Senator Sir Josiah Symon - I found nothing of the kind.

Senator MCGREGOR - The Minister of Defence, who is not supposed to know anything about law, opened the mind of Senator Symon, and made the latter acknowledge that he was going a little too far.

Senator Sir Josiah Symon - That statement is not correct.

Senator MCGREGOR - I think there are a good many honorable senators besides myself who think that the statement is correct.

Senator Sir Josiah Symon - It is usual for an honorable senator to accept a contradiction. I have said distinctly that I do not admit I was mistaken.

Senator McGREGOR - If I moved an amendment and thought it was right, I should stick to it; but, if otherwise, and I desired an alteration made, I should be man enough to acknowledge I was wrong.

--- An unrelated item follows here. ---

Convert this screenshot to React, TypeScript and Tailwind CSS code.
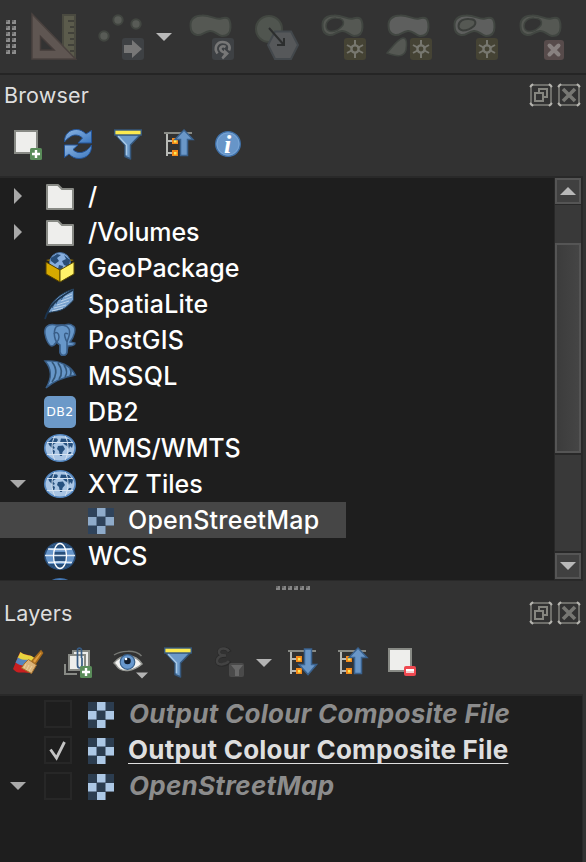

It might be months or years after the passing of the Bill before any action was taken ; and if the amendment were adopted there would be a nice job for the law Courts to decide whether any punishment could be inflicted on a person who had ceased to continue to be a member of an injurious combination. As soon as the Bill is passed any person committing the act contemplated ought to be deemed guilty; and the introduction of the measure ought to be sufficient warning to those who are now doing wrong. If coining were not an offence, and the public suddenly awoke to the fact that the practice was injurious, and introduced a law against it. would any one attempt to insert an amendment of this kind? We are not legislating against the innocent, but for the purpose of preventing any one, or any combination; committing a certain act with intent to injure the public. People may now be committing a wrong of the kind, and they certainly ought to be liable to punishment immediately the Bill becomes law; indeed, we should be failing in out duty if we legislated otherwise. Every honorable senator who has the interests of Australia at heart must agree that a man who is, or continues, to be, a member of such a combination after the passing of the Bill - indeed, that is implied in every instance - should be deemed guilty of an offence and liable to punishment.